> [Set problem] Check each line of the material below, and copy it if it holds the string "recreates".

--------------------

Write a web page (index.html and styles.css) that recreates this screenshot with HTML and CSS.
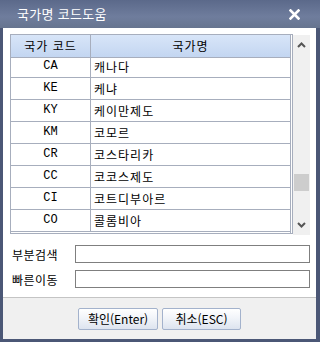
FILE: index.html
```html
<!DOCTYPE html>
<html lang="ko">
<head>
<meta charset="UTF-8">
<title>국가명 코드도움</title>
<link rel="stylesheet" href="styles.css">
</head>
<body>

<div class="dialog">
  <div class="titlebar">
    <span class="title">국가명 코드도움</span>
    <svg class="close" width="11" height="11" viewBox="0 0 11 11">
      <path d="M1.5 1.5 L9.5 9.5 M9.5 1.5 L1.5 9.5" stroke="#fff" stroke-width="2.6" stroke-linecap="square"/>
    </svg>
  </div>

  <div class="content">
    <div class="list">
      <div class="grid">
        <div class="grid-inner">
          <div class="row head">
            <div class="c-code">국가 코드</div>
            <div class="c-name">국가명</div>
          </div>
          <div class="rows">
            <div class="row first"><div class="c-code">CA</div><div class="c-name">캐나다</div></div>
            <div class="row"><div class="c-code">KE</div><div class="c-name">케냐</div></div>
            <div class="row"><div class="c-code">KY</div><div class="c-name">케이만제도</div></div>
            <div class="row"><div class="c-code">KM</div><div class="c-name">코모르</div></div>
            <div class="row"><div class="c-code">CR</div><div class="c-name">코스타리카</div></div>
            <div class="row"><div class="c-code">CC</div><div class="c-name">코코스제도</div></div>
            <div class="row"><div class="c-code">CI</div><div class="c-name">코트디부아르</div></div>
            <div class="row"><div class="c-code">CO</div><div class="c-name">콜롬비아</div></div>
          </div>
        </div>
      </div>
      <div class="scrollbar">
        <svg class="arrow" width="9" height="6" viewBox="0 0 9 6">
          <path d="M1 5 L4.5 1.5 L8 5" fill="none" stroke="#555" stroke-width="2"/>
        </svg>
        <div class="track"><div class="thumb"></div></div>
        <svg class="arrow" width="9" height="6" viewBox="0 0 9 6">
          <path d="M1 1 L4.5 4.5 L8 1" fill="none" stroke="#555" stroke-width="2"/>
        </svg>
      </div>
    </div>

    <div class="field">
      <label for="search">부분검색</label>
      <input type="text" id="search">
    </div>
    <div class="field">
      <label for="jump">빠른이동</label>
      <input type="text" id="jump">
    </div>
  </div>

  <div class="footer">
    <button class="btn ok">확인(Enter)</button>
    <button class="btn cancel">취소(ESC)</button>
  </div>
</div>

</body>
</html>
```

FILE: styles.css
```css
body {
  margin: 0;
  font-family: "Noto Sans CJK KR", "Liberation Sans", sans-serif;
  font-size: 12px;
  color: #000;
}
.dialog {
  width: 320px;
  height: 342px;
  box-sizing: border-box;
  background-color: #4b5776;
  padding: 0 4px 3px 3px;
  display: flex;
  flex-direction: column;
}
.titlebar {
  margin: 0 -4px 0 -3px;
  height: 28px;
  flex: none;
  background: linear-gradient(#5b698a, #6f7d9d 60%, #66748f);
  display: flex;
  align-items: center;
  justify-content: space-between;
  padding: 0 20px 0 17px;
}
.title {
  color: #fff;
  font-size: 13px;
  line-height: 16px;
  letter-spacing: 0.3px;
}
.close {
  display: block;
  margin-top: 1px;
}
.content {
  background-color: #fff;
  flex: none;
  border-bottom: 1px solid #c4c4c4;
  padding: 6px 6px 0 7px;
  box-sizing: border-box;
  height: 270px;
}
.list {
  display: flex;
  align-items: flex-start;
}
.grid {
  width: 283px;
  height: 200px;
  box-sizing: border-box;
  border: 1px solid #a7aebd;
  padding: 0 1px 1px 0;
  letter-spacing: 1px;
}
.grid-inner {
  border-right: 1px solid #a7aebd;
  height: 198px;
}
.row {
  display: flex;
  height: 21px;
  border-bottom: 1px solid #a7aebd;
  line-height: 21px;
}
.row.head {
  height: 22px;
  line-height: 22px;
  background: linear-gradient(#d8e5f8, #c3d6f1);
}
.rows {
  height: 174px;
  overflow: hidden;
}
.row.first {
  margin-top: -2px;
}
.c-code {
  width: 79px;
  border-right: 1px solid #a7aebd;
  text-align: center;
  flex: none;
}
.rows .c-code {
  font-family: "Liberation Mono", monospace;
  font-size: 12px;
  letter-spacing: 0;
}
.c-name {
  flex: 1;
  padding-left: 3px;
}
.head .c-name {
  text-align: center;
  padding-left: 0;
}
.scrollbar {
  width: 17px;
  height: 200px;
  margin-top: 1px;
  background-color: #f0f0f0;
  display: flex;
  flex-direction: column;
  align-items: center;
}
.arrow {
  display: block;
  margin: 7px 0;
  flex: none;
}
.track {
  flex: 1;
  width: 100%;
  position: relative;
}
.thumb {
  position: absolute;
  left: 1px;
  right: 1px;
  top: 119px;
  height: 17px;
  background-color: #cdcdcd;
}
.field {
  display: flex;
  align-items: center;
  margin-top: 7px;
  height: 18px;
}
.list + .field {
  margin-top: 10px;
}
.field label {
  width: 63px;
  padding-left: 2px;
  font-size: 12px;
  letter-spacing: 0.5px;
}
.field input {
  width: 236px;
  height: 18px;
  box-sizing: border-box;
  border: 1px solid #7f7f7f;
  margin: 0;
  padding: 0 2px;
  outline: none;
}
.footer {
  flex: 1;
  background-color: #f0f0f0;
  display: flex;
  justify-content: center;
  align-items: flex-start;
  gap: 4px;
  padding-top: 10px;
}
.btn {
  height: 22px;
  border: 1px solid #a3b2cc;
  border-radius: 2px;
  background: linear-gradient(#ffffff, #f1f4f9 45%, #dde4ef);
  font-family: "Noto Sans CJK KR", "Liberation Sans", sans-serif;
  font-size: 12px;
  line-height: 18px;
  padding: 0;
  color: #000;
  cursor: pointer;
}
.btn.ok {
  width: 80px;
}
.btn.cancel {
  width: 79px;
}
```
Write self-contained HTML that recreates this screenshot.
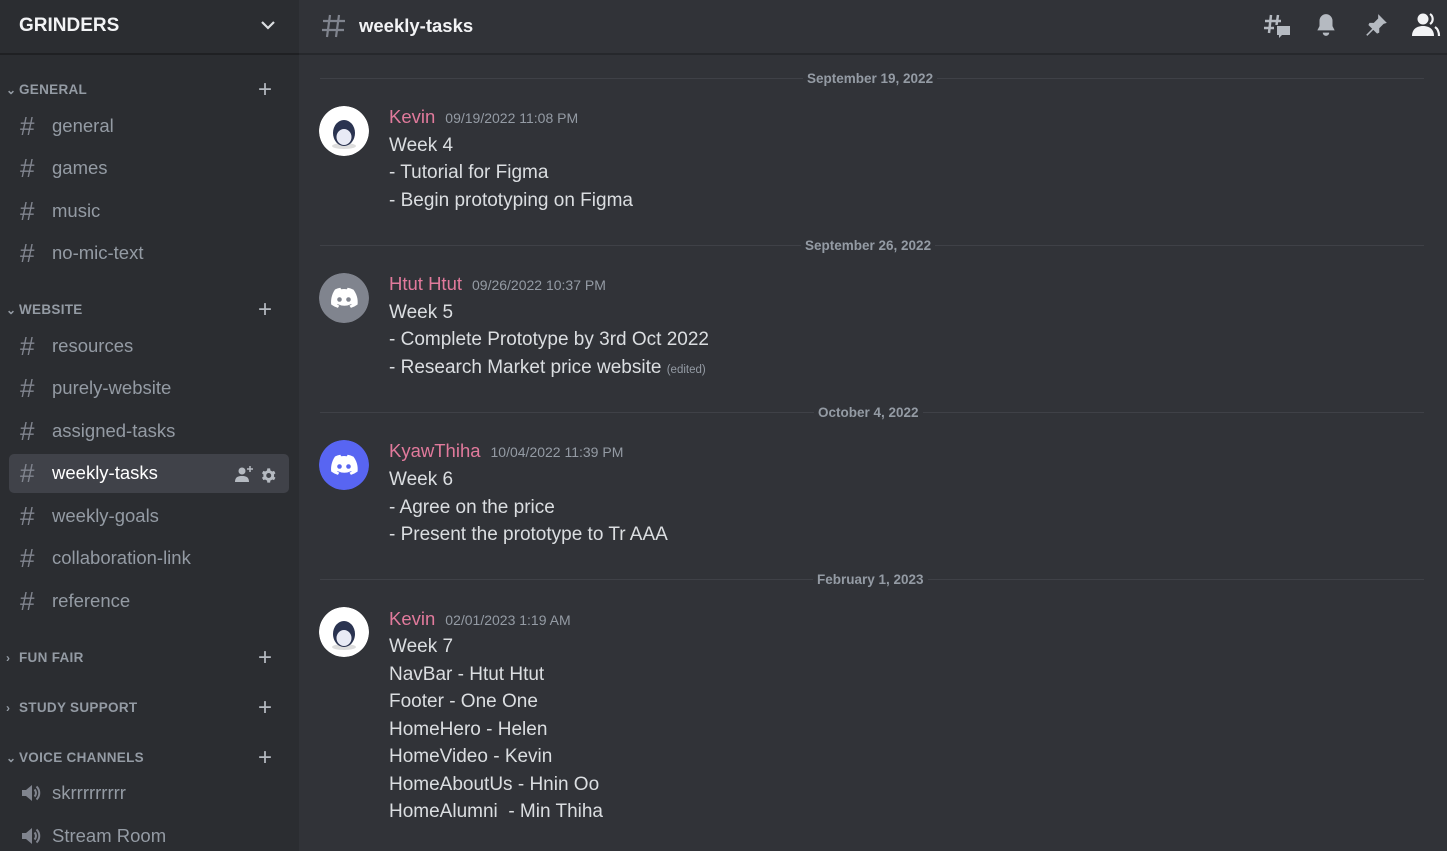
<!DOCTYPE html>
<html><head><meta charset="utf-8"><style>
*{margin:0;padding:0;box-sizing:border-box}
body{width:1447px;height:851px;overflow:hidden;background:#313338;font-family:"Liberation Sans",sans-serif;position:relative}
.a{position:absolute;white-space:nowrap}
#side{position:absolute;left:0;top:0;width:299px;height:851px;background:#2b2d31}
#sh{position:absolute;left:0;top:0;width:299px;height:55px;border-bottom:2px solid #1f2023;background:#2b2d31}
#mh{position:absolute;left:299px;top:0;width:1148px;height:55px;border-bottom:2px solid #26282c}
.ch{position:absolute;left:20px;height:30px;line-height:30px;font-size:18.5px;color:#949ba4}
.ch .h{display:inline-block;width:32px;font-size:26px;color:#80848e;vertical-align:top}
.cat{position:absolute;left:6px;font-size:13.5px;font-weight:bold;color:#949ba4;letter-spacing:.3px;line-height:16px}
.cat i{font-style:normal;font-size:12px;display:inline-block;width:13px}
.plus{position:absolute;left:258px;font-size:24px;color:#b5bac1;line-height:20px}
.sep{position:absolute;left:320px;width:1104px;height:1px;background:#3f4147}
.dt{position:absolute;font-size:13.5px;font-weight:bold;color:#949ba4;background:#313338;padding:0 4px;line-height:16px}
.av{position:absolute;left:319px;width:50px;height:50px;border-radius:50%}
.nm{position:absolute;left:389px;font-size:18.5px;color:#e17a9c;line-height:22px}
.nm span{font-size:14px;color:#949ba4;margin-left:10px}
.ln{position:absolute;left:389px;font-size:19px;color:#dbdee1;line-height:24px;white-space:nowrap;margin-top:2px}
</style></head><body>
<div id="side">
<div id="sh"><div class="a" style="left:19px;top:15px;font-size:19px;font-weight:bold;color:#f2f3f5">GRINDERS</div>
<svg class="a" style="left:259px;top:16px" width="18" height="18" viewBox="0 0 18 18"><path d="M3 6l6 6 6-6" stroke="#dbdee1" stroke-width="2.2" fill="none"/></svg></div>

<div class="cat" style="top:82px"><i>⌄</i>GENERAL</div><div class="plus" style="top:80px">+</div>
<div class="ch" style="top:111px"><span class="h">#</span>general</div>
<div class="ch" style="top:153px"><span class="h">#</span>games</div>
<div class="ch" style="top:196px"><span class="h">#</span>music</div>
<div class="ch" style="top:238px"><span class="h">#</span>no-mic-text</div>

<div class="cat" style="top:302px"><i>⌄</i>WEBSITE</div><div class="plus" style="top:300px">+</div>
<div class="ch" style="top:331px"><span class="h">#</span>resources</div>
<div class="ch" style="top:373px"><span class="h">#</span>purely-website</div>
<div class="ch" style="top:416px"><span class="h">#</span>assigned-tasks</div>
<div class="a" style="left:9px;top:454px;width:280px;height:39px;background:#404249;border-radius:5px"></div>
<div class="ch" style="top:458px;color:#fff"><span class="h">#</span>weekly-tasks</div>
<svg class="a" style="left:234px;top:465px" width="20" height="18" viewBox="0 0 20 18"><circle cx="8" cy="6" r="3.5" fill="#b5bac1"/><path d="M1 17c0-5 3-6 7-6s7 1 7 6z" fill="#b5bac1"/><path d="M16 1v6M13 4h6" stroke="#b5bac1" stroke-width="1.5"/></svg>
<svg class="a" style="left:260px;top:467px" width="17" height="17" viewBox="0 0 24 24"><path fill="#b5bac1" d="M19.7 13.5a7.8 7.8 0 000-3l2.1-1.6-2-3.5-2.5 1a8 8 0 00-2.6-1.5L14.3 2h-4l-.4 2.9a8 8 0 00-2.6 1.5l-2.5-1-2 3.5 2.1 1.6a7.8 7.8 0 000 3l-2.1 1.6 2 3.5 2.5-1a8 8 0 002.6 1.5l.4 2.9h4l.4-2.9a8 8 0 002.6-1.5l2.5 1 2-3.5zM12.3 15.5a3.5 3.5 0 110-7 3.5 3.5 0 010 7z"/></svg>
<div class="ch" style="top:501px"><span class="h">#</span>weekly-goals</div>
<div class="ch" style="top:543px"><span class="h">#</span>collaboration-link</div>
<div class="ch" style="top:586px"><span class="h">#</span>reference</div>

<div class="cat" style="top:650px"><i>›</i>FUN FAIR</div><div class="plus" style="top:648px">+</div>
<div class="cat" style="top:700px"><i>›</i>STUDY SUPPORT</div><div class="plus" style="top:698px">+</div>
<div class="cat" style="top:750px"><i>⌄</i>VOICE CHANNELS</div><div class="plus" style="top:748px">+</div>
<svg class="a" style="left:20px;top:782px" width="22" height="22" viewBox="0 0 22 22"><path d="M2 8h4l6-5v16l-6-5H2z" fill="#80848e"/><path d="M14.5 7.5a5 5 0 010 7M16.5 4.5a9 9 0 010 13" stroke="#80848e" stroke-width="2" fill="none"/></svg>
<div class="ch" style="top:778px;left:52px">skrrrrrrrrr</div>
<svg class="a" style="left:20px;top:825px" width="22" height="22" viewBox="0 0 22 22"><path d="M2 8h4l6-5v16l-6-5H2z" fill="#80848e"/><path d="M14.5 7.5a5 5 0 010 7M16.5 4.5a9 9 0 010 13" stroke="#80848e" stroke-width="2" fill="none"/></svg>
<div class="ch" style="top:821px;left:52px">Stream Room</div>
</div>

<div id="mh">
<svg class="a" style="left:22px;top:13px" width="26" height="26" viewBox="0 0 26 26"><path d="M9 2L6 24M18 2l-3 22M2 8h22M1 17h22" stroke="#80848e" stroke-width="2.2" fill="none"/></svg>
<div class="a" style="left:60px;top:15px;font-size:18.5px;font-weight:bold;color:#f2f3f5">weekly-tasks</div>
<svg class="a" style="left:964px;top:12px" width="28" height="28" viewBox="0 0 28 28"><path d="M8 3l-2 18M15 3l-1.5 10M2 9h16M1 16h10" stroke="#b5bac1" stroke-width="2.5" fill="none"/><path d="M14 14h13v9h-8l-3 3v-3h-2z" fill="#b5bac1"/></svg>
<svg class="a" style="left:1014px;top:12px" width="26" height="26" viewBox="0 0 24 24"><path fill="#b5bac1" d="M12 2a6 6 0 00-6 6v5l-2 4h16l-2-4V8a6 6 0 00-6-6zM9 19a3 3 0 006 0z"/></svg>
<svg class="a" style="left:1064px;top:12px" width="26" height="26" viewBox="0 0 24 24"><path fill="#b5bac1" d="M14 2l8 8-3 1-4 4 0 4-2 1-3.5-3.5L4 22l-1-1 5.5-5.5L5 12l1-2h4l4-4z"/></svg>
<svg class="a" style="left:1112px;top:11px" width="30" height="28" viewBox="0 0 30 28"><circle cx="12" cy="8" r="5.5" fill="#f2f3f5"/><path d="M1 25c0-7 5-10 11-10s11 3 11 10z" fill="#f2f3f5"/><path d="M19 3a6 6 0 010 10M24 16c3 2 4 5 4 9" stroke="#f2f3f5" stroke-width="2.2" fill="none"/></svg>
</div>

<div class="sep" style="top:78px"></div><div class="dt" style="left:803px;top:71px">September 19, 2022</div>
<div class="sep" style="top:245px"></div><div class="dt" style="left:801px;top:238px">September 26, 2022</div>
<div class="sep" style="top:412px"></div><div class="dt" style="left:814px;top:405px">October 4, 2022</div>
<div class="sep" style="top:579px"></div><div class="dt" style="left:813px;top:572px">February 1, 2023</div>

<svg class="av" style="top:106px" viewBox="0 0 50 50"><circle cx="25" cy="25" r="25" fill="#fff"/><ellipse cx="25" cy="40" rx="12" ry="3" fill="#ddd"/><ellipse cx="25" cy="27" rx="11" ry="13" fill="#2a3350"/><ellipse cx="25" cy="31" rx="7.5" ry="8" fill="#e8eaf5"/></svg>
<div class="nm" style="top:106px">Kevin<span>09/19/2022 11:08 PM</span></div>
<div class="ln" style="top:132px">Week 4</div>
<div class="ln" style="top:159px">- Tutorial for Figma</div>
<div class="ln" style="top:187px">- Begin prototyping on Figma</div>

<svg class="av" style="top:273px" viewBox="0 0 50 50"><circle cx="25" cy="25" r="25" fill="#80848e"/><path fill="#fff" d="M34 16.5a22 22 0 00-5.4-1.7l-.7 1.4a20 20 0 00-5.8 0l-.7-1.4a22 22 0 00-5.4 1.7C12.6 21.6 11.7 26.6 12.2 31.500a22 22 0 006.700 3.4l1.400-2.300a14 14 0 01-2.200-1.100l.5-.4a15.700 15.700 0 0013.600 0l.5.4a14 14 0 01-2.200 1.100l1.400 2.300a22 22 0 006.700-3.400c.6-5.700-1-10.700-4.300-15z"/><circle cx="20.500" cy="26.500" r="2.300" fill="#80848e"/><circle cx="29.500" cy="26.500" r="2.300" fill="#80848e"/></svg>
<div class="nm" style="top:273px">Htut Htut<span>09/26/2022 10:37 PM</span></div>
<div class="ln" style="top:299px">Week 5</div>
<div class="ln" style="top:326px">- Complete Prototype by 3rd Oct 2022</div>
<div class="ln" style="top:354px">- Research Market price website <span style="font-size:11.5px;color:#949ba4">(edited)</span></div>

<svg class="av" style="top:440px" viewBox="0 0 50 50"><circle cx="25" cy="25" r="25" fill="#5865f2"/><path fill="#fff" d="M34 16.5a22 22 0 00-5.4-1.7l-.7 1.4a20 20 0 00-5.8 0l-.7-1.4a22 22 0 00-5.4 1.7C12.6 21.6 11.7 26.6 12.2 31.500a22 22 0 006.700 3.4l1.400-2.300a14 14 0 01-2.200-1.100l.5-.4a15.700 15.700 0 0013.600 0l.5.4a14 14 0 01-2.200 1.100l1.400 2.300a22 22 0 006.700-3.400c.6-5.700-1-10.700-4.300-15z"/><circle cx="20.500" cy="26.500" r="2.300" fill="#5865f2"/><circle cx="29.500" cy="26.500" r="2.300" fill="#5865f2"/></svg>
<div class="nm" style="top:440px">KyawThiha<span>10/04/2022 11:39 PM</span></div>
<div class="ln" style="top:466px">Week 6</div>
<div class="ln" style="top:494px">- Agree on the price</div>
<div class="ln" style="top:521px">- Present the prototype to Tr AAA</div>

<svg class="av" style="top:607px" viewBox="0 0 50 50"><circle cx="25" cy="25" r="25" fill="#fff"/><ellipse cx="25" cy="40" rx="12" ry="3" fill="#ddd"/><ellipse cx="25" cy="27" rx="11" ry="13" fill="#2a3350"/><ellipse cx="25" cy="31" rx="7.5" ry="8" fill="#e8eaf5"/></svg>
<div class="nm" style="top:608px">Kevin<span>02/01/2023 1:19 AM</span></div>
<div class="ln" style="top:633px">Week 7</div>
<div class="ln" style="top:661px">NavBar - Htut Htut</div>
<div class="ln" style="top:688px">Footer - One One</div>
<div class="ln" style="top:716px">HomeHero - Helen</div>
<div class="ln" style="top:743px">HomeVideo - Kevin</div>
<div class="ln" style="top:771px">HomeAboutUs - Hnin Oo</div>
<div class="ln" style="top:798px">HomeAlumni&nbsp; - Min Thiha</div>
</body></html>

--------------------

> [Exercise answer]
Write a web page (index.html and styles.css) that recreates this screenshot with HTML and CSS.
Write self-contained HTML that recreates this screenshot.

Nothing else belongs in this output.